Es geht dabei um etwa 40 Beamte und Politiker, die die Regierung in die Kontrollgremien staatsnaher Unternehmen entsandt hat. Fast ausnahmslos Männer, denen Premierminister Wladimir Putin schon seit gemeinsamen KGB-Tagen vertraut und die er nach seiner Wahl zum Präsidenten 2000 mit lukrativen Controller-Jobs versorgte, um sich deren Loyalität zu erhalten. Allen voran Vizepremier Igor Setschin, Russlands graue Eminenz, der als Vizechef des Präsidentenamtes auch die Zerschlagung und Quasi-Verstaatlichung von Michail Chodorkowskis Ölgiganten Jukos managte. Als Putin 2008 Regierungschef wurde, bekam Setschin den Job des für Energie zuständigen Vizepremiers und übernahm auch den Vorsitz im Aufsichtsrat des staatlichen Ölkonzerns Rosneft. Eben dieser hatte bei einer umstrittenen Auktion über Strohmänner auch die Filetstücke von Jukos an sich gebracht.

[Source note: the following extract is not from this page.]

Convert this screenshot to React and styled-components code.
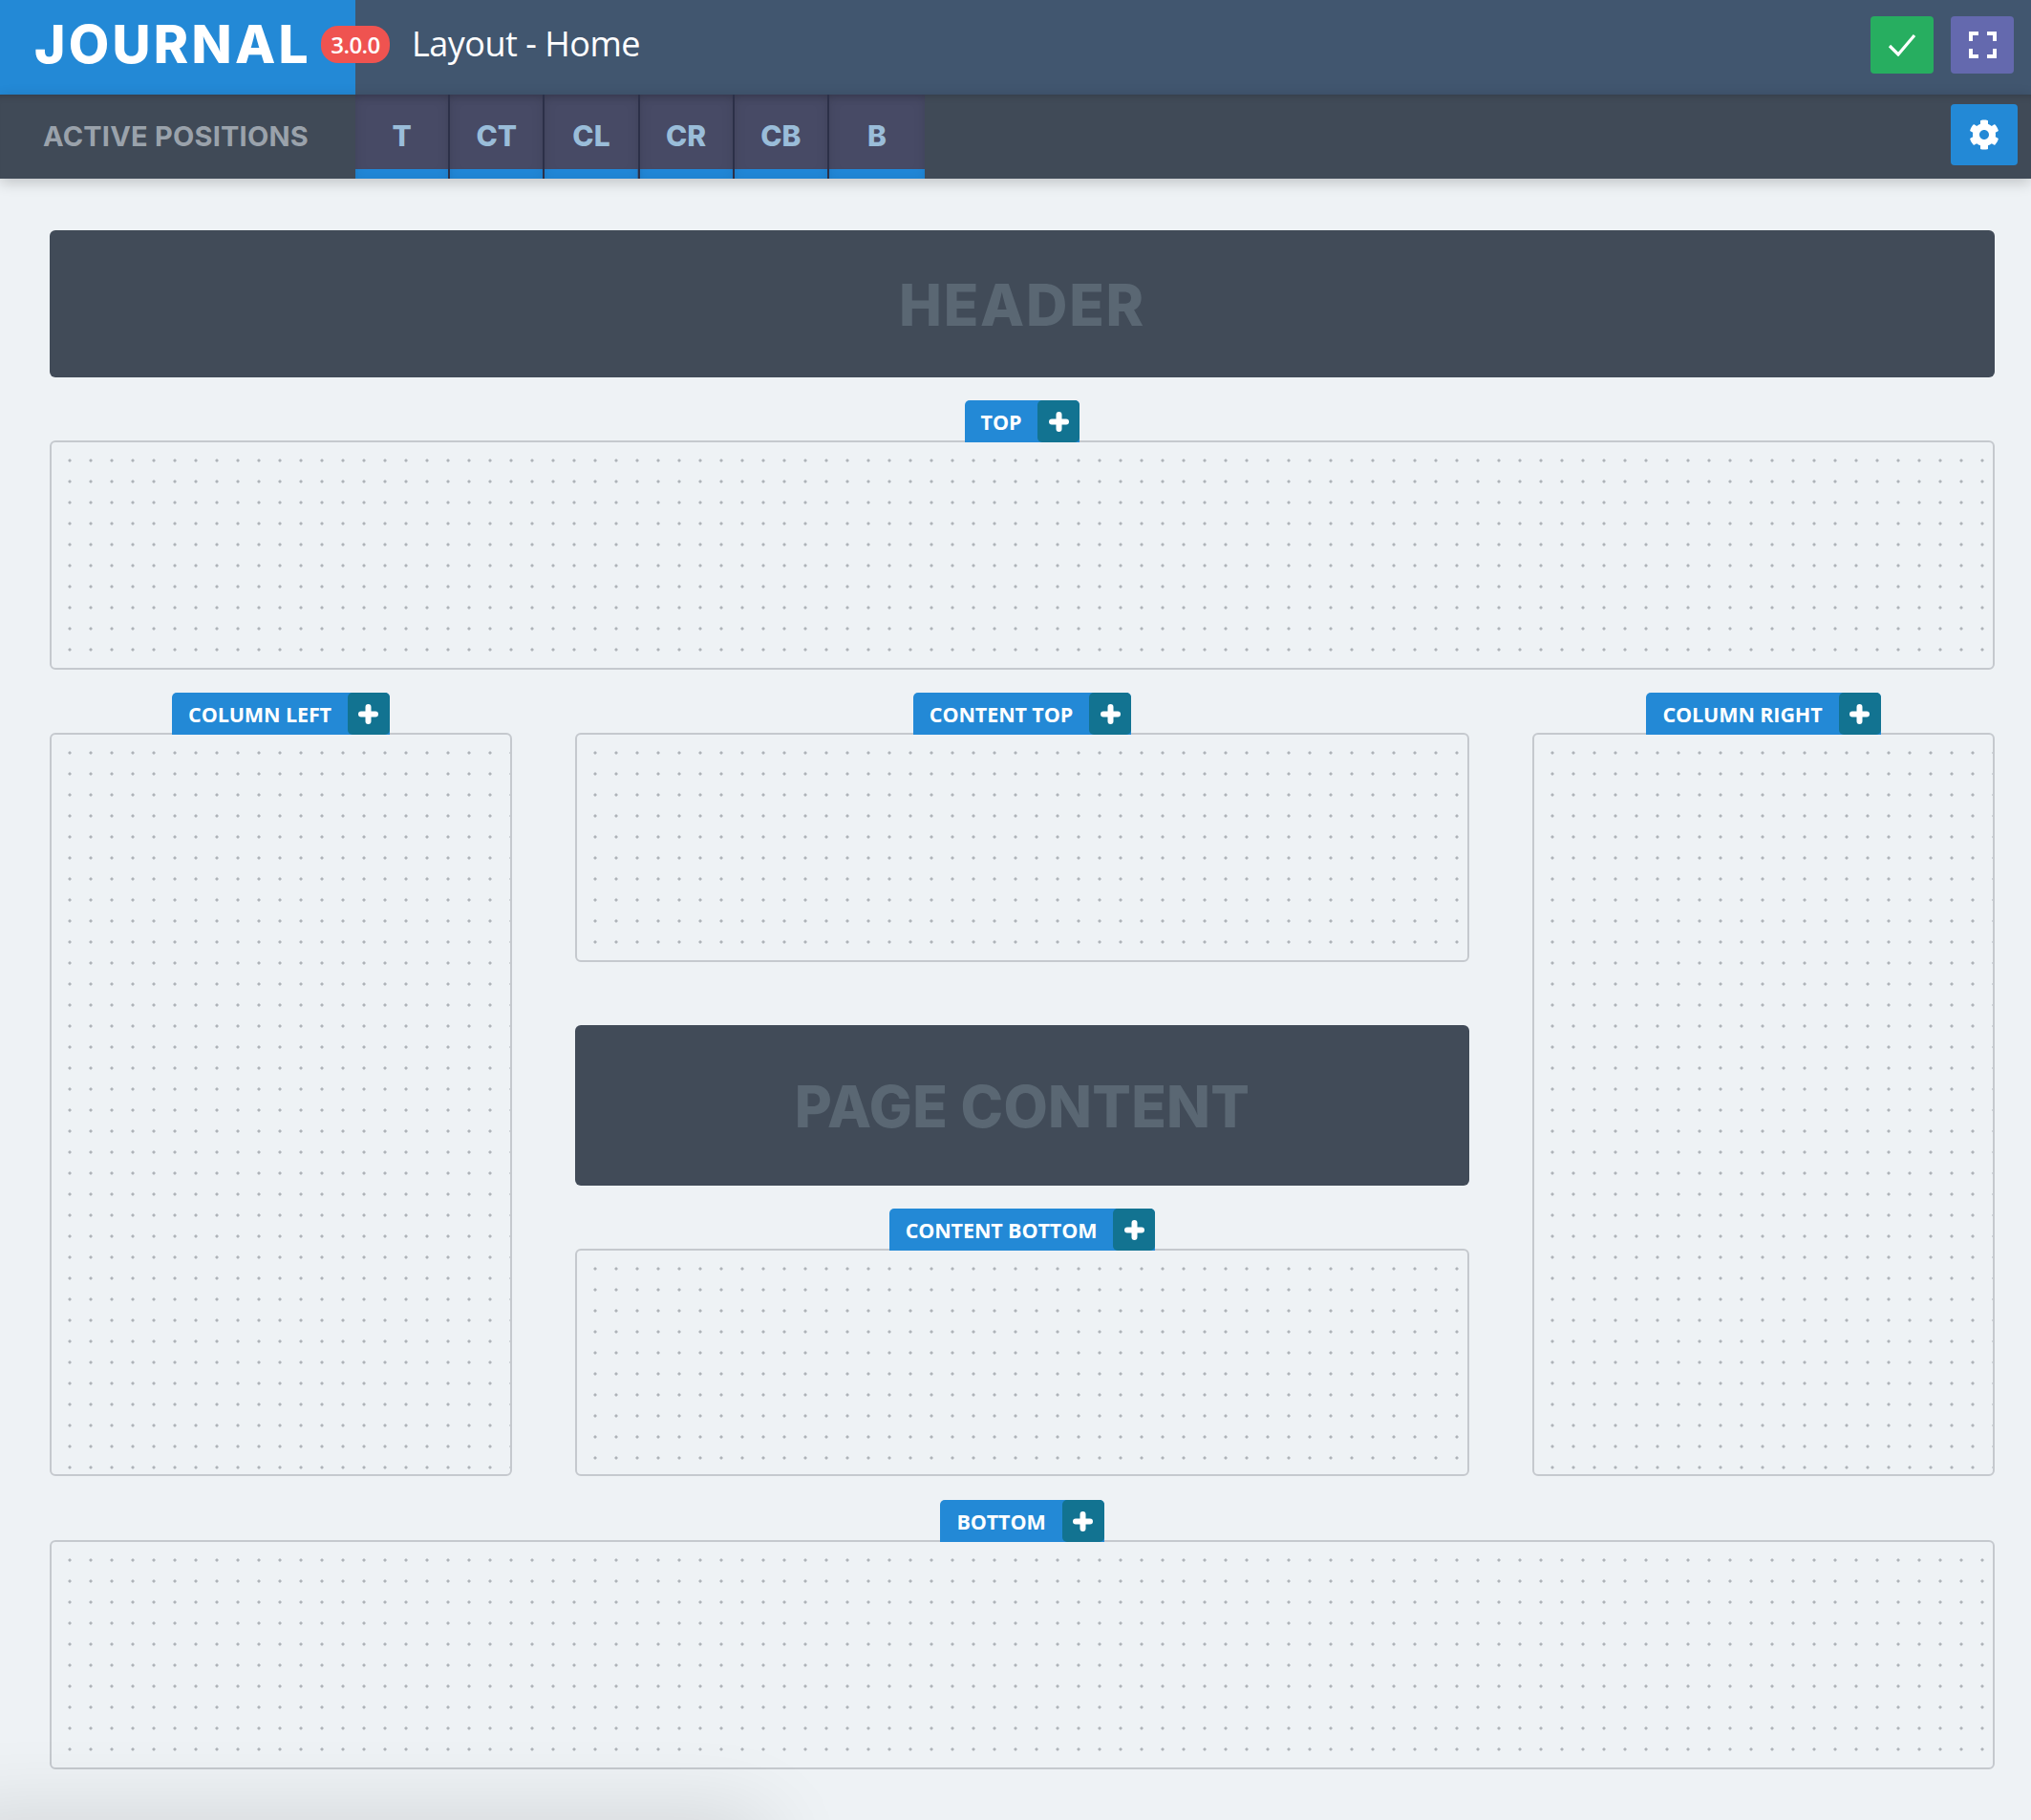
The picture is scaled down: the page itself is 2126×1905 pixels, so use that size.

Vor allem Setschin meldete bereits verklausulierten Protest gegen Medwedews Vorhaben an. Solange es keinen direkten Erlass gebe, so ein Sprecher, werde sich niemand aus der Beamtenschaft aus den Staatskonzernen zurückziehen. Putin, den Medwedew persönlich für die Ernennung unabhängiger Controller verantwortlich machte, äußerte sich bisher mit keiner Silbe zu dem neuesten Emanzipierungsversuch seines politischen Ziehkindes. Kritische Beobachter sprechen von einem neuen Riss im Tandem Präsident-Premier.

Putin hatte Medwedews eher prowestliche Position in der Libyen-Krise öffentlich scharf kritisiert, der Kremlchef seinen Mentor mit Plänen für die Abschaffung der Wehrpflicht und einem Entwurf zur Entstalinisierung der Gesellschaft verärgert. Das Papier sieht die Entlassung von Beamten vor, die die Verbrechen der Stalin-Zeit leugnen. Eine Minderheit von Experten dagegen sieht in Medwedews Angriff auf Putin und dessen Vertraute eine taktische Finte: Beide wollten am Vorabend der Präsidentenwahlen im März 2012 mit scheinbar unterschiedlichen Positionen möglichst viele Wähler ansprechen und diese dann auf einen gemeinsamen Kandidaten einschwören. Womöglich auf einen Dritten, der ihre Interessen wahrnimmt. Genau das nämlich wünschte sich erst kürzlich die Mehrheit der Russen bei einer Umfrage staatsnaher Meinungsforscher. Besonders kühne Propheten jonglieren bereits mit Namen. Darunter Sergej Sobjanin, der derzeit als Oberbürgermeister von Moskau versucht, sich den Ruf eines effizienten Managers aufzubauen.